All websites must be properly coded for use by electronic screen readers that read aloud to sight-impaired users the visual elements of a webpage. Additionally, all live and pre-recorded audio content must have synchronous captioning for hearing-impaired users.
Websites must accommodate hundreds of keyboard combinations, such as Ctrl + P to print, that people with disabilities depend on to navigate the Internet.
Litigation continues to increase substantially. All business and governmental entities are potential targets for lawsuits and demand letters. Recent actions by the Department of Justice targeting businesses with inaccessible websites will likely create a dramatic increase of litigation risk.
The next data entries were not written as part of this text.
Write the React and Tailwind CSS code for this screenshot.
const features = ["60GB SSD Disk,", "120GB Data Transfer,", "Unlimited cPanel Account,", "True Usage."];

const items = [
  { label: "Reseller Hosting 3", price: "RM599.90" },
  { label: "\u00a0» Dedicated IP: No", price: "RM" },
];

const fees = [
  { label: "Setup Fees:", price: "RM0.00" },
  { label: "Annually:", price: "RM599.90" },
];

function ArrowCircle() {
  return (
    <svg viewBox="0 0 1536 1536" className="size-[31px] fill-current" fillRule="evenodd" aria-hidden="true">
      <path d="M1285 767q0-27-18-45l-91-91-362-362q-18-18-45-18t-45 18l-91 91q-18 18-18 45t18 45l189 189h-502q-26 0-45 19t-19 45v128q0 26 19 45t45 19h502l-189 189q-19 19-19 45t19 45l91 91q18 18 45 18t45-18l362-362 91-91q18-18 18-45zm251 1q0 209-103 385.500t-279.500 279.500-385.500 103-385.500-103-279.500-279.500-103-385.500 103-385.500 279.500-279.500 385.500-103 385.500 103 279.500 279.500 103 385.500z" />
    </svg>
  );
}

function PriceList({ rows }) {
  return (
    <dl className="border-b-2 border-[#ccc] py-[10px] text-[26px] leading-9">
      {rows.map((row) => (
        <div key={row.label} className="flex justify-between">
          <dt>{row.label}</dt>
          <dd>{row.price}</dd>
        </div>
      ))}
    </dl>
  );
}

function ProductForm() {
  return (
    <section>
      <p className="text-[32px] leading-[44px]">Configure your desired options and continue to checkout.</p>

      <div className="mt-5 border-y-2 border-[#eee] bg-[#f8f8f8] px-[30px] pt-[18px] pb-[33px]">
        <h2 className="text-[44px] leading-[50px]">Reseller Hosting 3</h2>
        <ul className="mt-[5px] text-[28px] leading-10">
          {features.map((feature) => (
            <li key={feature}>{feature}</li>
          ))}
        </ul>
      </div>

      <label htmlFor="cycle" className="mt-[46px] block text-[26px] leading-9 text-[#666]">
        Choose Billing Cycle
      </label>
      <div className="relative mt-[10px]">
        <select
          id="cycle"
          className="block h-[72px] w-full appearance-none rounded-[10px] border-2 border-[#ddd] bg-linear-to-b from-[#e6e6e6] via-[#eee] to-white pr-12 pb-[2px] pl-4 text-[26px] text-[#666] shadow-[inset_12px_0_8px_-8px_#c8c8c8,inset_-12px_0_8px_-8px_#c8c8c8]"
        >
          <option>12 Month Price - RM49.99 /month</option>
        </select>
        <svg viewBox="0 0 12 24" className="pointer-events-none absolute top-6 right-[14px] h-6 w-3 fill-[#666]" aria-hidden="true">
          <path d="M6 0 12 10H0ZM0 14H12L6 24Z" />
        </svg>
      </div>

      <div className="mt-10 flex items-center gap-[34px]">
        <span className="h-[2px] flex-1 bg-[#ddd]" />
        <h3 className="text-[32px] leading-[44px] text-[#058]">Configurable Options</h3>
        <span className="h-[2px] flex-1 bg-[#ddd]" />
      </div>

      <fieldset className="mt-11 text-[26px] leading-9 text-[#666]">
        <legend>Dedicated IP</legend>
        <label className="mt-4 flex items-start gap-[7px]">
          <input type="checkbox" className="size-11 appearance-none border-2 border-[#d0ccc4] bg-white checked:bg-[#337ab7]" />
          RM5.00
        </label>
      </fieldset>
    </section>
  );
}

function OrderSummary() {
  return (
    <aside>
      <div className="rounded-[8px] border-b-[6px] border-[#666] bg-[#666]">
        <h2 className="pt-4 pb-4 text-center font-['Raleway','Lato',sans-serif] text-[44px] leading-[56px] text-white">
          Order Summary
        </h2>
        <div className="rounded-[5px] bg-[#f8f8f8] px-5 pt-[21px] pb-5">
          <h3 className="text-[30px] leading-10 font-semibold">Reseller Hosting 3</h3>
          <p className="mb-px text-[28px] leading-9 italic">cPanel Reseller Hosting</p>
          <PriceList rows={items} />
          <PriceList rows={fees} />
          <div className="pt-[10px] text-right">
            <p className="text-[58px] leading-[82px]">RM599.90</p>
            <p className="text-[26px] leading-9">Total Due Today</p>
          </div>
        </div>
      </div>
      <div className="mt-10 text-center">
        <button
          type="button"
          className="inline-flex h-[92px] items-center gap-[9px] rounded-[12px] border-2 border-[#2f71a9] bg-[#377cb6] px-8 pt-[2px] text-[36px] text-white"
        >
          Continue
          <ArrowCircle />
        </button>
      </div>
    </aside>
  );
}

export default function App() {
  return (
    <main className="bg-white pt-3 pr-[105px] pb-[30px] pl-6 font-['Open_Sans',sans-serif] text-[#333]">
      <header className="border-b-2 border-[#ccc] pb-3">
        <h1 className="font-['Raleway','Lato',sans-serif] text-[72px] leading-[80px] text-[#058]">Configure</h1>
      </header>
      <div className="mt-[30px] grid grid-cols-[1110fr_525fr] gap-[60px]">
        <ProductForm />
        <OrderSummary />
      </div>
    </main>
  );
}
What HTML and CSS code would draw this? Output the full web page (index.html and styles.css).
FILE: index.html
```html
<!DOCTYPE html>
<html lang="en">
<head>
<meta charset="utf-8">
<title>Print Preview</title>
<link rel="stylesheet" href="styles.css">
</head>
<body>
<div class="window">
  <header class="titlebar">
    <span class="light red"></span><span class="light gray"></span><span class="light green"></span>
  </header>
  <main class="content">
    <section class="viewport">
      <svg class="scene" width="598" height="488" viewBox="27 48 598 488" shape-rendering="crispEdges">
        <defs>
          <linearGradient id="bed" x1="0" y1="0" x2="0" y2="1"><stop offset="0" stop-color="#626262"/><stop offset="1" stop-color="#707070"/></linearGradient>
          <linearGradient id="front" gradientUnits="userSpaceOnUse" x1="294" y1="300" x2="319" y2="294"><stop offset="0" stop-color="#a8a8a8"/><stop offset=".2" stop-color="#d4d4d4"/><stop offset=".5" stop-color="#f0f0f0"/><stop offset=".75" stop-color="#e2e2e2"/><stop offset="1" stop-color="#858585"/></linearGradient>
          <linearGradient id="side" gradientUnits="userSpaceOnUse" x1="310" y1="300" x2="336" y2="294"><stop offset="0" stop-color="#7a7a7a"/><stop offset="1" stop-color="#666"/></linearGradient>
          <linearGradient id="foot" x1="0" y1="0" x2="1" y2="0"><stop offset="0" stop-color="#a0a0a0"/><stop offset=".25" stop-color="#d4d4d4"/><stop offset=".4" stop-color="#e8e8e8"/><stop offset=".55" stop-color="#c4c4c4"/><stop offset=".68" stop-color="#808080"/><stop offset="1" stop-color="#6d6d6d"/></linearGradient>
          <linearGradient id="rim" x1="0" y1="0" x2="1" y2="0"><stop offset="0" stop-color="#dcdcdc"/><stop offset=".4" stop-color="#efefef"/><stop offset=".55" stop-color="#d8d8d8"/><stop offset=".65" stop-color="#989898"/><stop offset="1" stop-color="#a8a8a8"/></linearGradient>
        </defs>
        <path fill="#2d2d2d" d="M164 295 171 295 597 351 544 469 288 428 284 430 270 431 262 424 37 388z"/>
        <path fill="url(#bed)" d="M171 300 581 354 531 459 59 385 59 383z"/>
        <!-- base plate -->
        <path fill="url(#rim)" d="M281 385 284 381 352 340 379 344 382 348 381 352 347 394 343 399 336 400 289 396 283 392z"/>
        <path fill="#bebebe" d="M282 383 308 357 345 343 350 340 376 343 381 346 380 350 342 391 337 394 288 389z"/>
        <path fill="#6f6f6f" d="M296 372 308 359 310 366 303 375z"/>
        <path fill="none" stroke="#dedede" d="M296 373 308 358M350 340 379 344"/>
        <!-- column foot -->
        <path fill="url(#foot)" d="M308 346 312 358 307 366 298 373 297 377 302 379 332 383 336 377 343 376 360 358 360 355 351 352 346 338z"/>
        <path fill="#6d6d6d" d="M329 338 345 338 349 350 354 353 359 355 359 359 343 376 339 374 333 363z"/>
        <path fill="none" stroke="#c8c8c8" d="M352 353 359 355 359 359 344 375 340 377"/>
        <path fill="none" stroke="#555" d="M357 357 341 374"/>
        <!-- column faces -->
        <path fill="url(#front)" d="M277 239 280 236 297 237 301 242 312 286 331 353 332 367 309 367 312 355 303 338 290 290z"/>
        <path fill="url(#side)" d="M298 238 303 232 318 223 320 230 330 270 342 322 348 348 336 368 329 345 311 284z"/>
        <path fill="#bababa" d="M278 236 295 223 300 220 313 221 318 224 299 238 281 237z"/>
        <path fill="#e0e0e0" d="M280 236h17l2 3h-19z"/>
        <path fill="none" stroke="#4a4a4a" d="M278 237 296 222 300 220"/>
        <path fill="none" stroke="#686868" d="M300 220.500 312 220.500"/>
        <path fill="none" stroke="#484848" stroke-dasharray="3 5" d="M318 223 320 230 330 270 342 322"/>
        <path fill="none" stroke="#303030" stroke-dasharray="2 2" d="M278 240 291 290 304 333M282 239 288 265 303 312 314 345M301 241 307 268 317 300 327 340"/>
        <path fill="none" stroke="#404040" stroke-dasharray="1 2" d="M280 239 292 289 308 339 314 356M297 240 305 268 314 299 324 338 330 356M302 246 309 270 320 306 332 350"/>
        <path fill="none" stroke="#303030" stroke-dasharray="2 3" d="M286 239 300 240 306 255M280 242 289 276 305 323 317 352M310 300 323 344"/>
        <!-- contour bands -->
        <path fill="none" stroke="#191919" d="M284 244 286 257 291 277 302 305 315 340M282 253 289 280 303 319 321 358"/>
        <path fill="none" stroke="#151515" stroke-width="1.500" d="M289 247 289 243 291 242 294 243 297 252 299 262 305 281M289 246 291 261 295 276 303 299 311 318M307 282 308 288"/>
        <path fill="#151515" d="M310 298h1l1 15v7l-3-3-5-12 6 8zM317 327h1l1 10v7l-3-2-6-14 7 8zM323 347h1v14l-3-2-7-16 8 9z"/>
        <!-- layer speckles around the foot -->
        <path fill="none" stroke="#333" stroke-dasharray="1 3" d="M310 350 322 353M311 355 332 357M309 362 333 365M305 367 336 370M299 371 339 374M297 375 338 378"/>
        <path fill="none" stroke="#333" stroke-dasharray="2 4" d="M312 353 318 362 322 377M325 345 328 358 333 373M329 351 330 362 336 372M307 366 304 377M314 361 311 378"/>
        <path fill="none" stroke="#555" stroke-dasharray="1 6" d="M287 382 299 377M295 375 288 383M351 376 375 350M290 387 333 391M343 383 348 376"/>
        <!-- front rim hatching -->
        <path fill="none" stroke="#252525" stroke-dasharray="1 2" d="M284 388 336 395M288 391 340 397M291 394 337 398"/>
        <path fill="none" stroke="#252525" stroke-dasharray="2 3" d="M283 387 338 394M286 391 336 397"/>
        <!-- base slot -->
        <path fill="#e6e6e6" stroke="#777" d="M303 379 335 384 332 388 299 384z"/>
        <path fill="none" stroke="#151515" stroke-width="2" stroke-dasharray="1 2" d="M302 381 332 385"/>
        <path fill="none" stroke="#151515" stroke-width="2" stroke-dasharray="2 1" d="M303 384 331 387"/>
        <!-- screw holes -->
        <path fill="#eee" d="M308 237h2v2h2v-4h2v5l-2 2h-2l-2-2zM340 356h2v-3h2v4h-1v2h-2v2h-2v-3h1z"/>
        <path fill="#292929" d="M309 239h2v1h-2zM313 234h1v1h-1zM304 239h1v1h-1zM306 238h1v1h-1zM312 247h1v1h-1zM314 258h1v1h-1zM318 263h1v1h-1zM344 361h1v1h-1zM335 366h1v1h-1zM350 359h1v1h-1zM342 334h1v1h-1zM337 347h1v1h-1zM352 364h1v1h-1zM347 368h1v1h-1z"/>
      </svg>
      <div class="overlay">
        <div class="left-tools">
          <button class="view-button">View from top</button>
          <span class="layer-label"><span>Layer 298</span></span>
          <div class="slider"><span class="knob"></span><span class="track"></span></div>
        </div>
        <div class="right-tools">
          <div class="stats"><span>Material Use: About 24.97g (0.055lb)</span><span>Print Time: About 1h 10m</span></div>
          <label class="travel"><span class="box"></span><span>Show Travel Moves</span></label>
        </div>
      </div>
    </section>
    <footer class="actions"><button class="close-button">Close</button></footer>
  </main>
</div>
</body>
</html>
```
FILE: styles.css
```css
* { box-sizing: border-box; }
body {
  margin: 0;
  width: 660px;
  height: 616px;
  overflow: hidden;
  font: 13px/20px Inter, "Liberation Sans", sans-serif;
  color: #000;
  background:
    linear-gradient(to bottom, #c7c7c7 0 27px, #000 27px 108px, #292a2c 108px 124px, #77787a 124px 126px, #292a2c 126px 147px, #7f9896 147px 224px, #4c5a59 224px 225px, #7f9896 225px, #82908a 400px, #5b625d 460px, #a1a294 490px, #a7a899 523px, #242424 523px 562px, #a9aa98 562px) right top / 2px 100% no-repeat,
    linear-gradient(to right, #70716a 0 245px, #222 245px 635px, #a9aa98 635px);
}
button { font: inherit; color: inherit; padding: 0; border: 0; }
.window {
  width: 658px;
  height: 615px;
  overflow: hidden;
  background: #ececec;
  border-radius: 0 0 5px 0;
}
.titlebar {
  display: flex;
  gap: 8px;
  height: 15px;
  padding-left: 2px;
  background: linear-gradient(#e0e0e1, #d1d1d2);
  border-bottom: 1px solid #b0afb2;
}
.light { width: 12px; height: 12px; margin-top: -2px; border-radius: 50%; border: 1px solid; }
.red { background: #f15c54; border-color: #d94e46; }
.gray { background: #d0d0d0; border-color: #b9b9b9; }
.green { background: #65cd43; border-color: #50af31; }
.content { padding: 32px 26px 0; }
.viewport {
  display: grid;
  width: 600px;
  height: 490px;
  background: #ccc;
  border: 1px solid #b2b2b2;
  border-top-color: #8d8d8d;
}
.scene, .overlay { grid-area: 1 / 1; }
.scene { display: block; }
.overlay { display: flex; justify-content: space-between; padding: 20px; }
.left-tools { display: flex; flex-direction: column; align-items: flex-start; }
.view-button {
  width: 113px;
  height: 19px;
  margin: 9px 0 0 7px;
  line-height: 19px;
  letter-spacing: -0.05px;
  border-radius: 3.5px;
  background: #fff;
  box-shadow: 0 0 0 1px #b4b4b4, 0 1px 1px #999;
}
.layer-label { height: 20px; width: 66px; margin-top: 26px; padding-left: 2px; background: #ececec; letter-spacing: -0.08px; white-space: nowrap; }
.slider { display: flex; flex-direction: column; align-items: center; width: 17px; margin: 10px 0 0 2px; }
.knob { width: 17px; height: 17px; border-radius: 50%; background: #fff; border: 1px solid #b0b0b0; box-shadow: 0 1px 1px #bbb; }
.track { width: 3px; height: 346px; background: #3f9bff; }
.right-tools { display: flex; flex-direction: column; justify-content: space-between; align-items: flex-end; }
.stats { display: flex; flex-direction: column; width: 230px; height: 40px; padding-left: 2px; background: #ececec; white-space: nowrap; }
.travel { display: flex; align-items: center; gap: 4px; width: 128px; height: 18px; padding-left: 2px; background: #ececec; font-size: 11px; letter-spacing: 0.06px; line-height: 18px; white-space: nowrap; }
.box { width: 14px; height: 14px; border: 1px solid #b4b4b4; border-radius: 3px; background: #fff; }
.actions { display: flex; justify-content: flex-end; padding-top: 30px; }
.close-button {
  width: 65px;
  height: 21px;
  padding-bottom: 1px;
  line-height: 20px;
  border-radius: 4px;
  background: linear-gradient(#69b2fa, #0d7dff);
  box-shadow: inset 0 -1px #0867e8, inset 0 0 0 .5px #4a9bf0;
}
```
Big box retailer Target Corp. was ordered to pay $6 million – plus $3.7 million more in legal costs – to settle a landmark class action suit brought by the National Federation of the Blind. Other recent defendants in these cases have included McDonald’s, Carnival Cruise Lines, Netflix, Harvard University, Foot Locker, and the National Basketball Association (NBA). Along with these large companies, thousands of small businesses have been subject to ADA website litigation.
Defendants in ADA lawsuits typically pay plaintiff's legal fees, their own legal fees for defending the litigation, and potential additional costs. In all, the average cost can range from tens of thousands of dollars, to above six figures. There are also high intangible costs, such as added stress, time and human capital, as well as reputational damage. Furthermore, if the remediation is incomplete, copycat suits and serial filers can follow, meaning double or triple the outlay. It's vital to implement a long-term strategy for ensuring your website is accessible and legally compliant.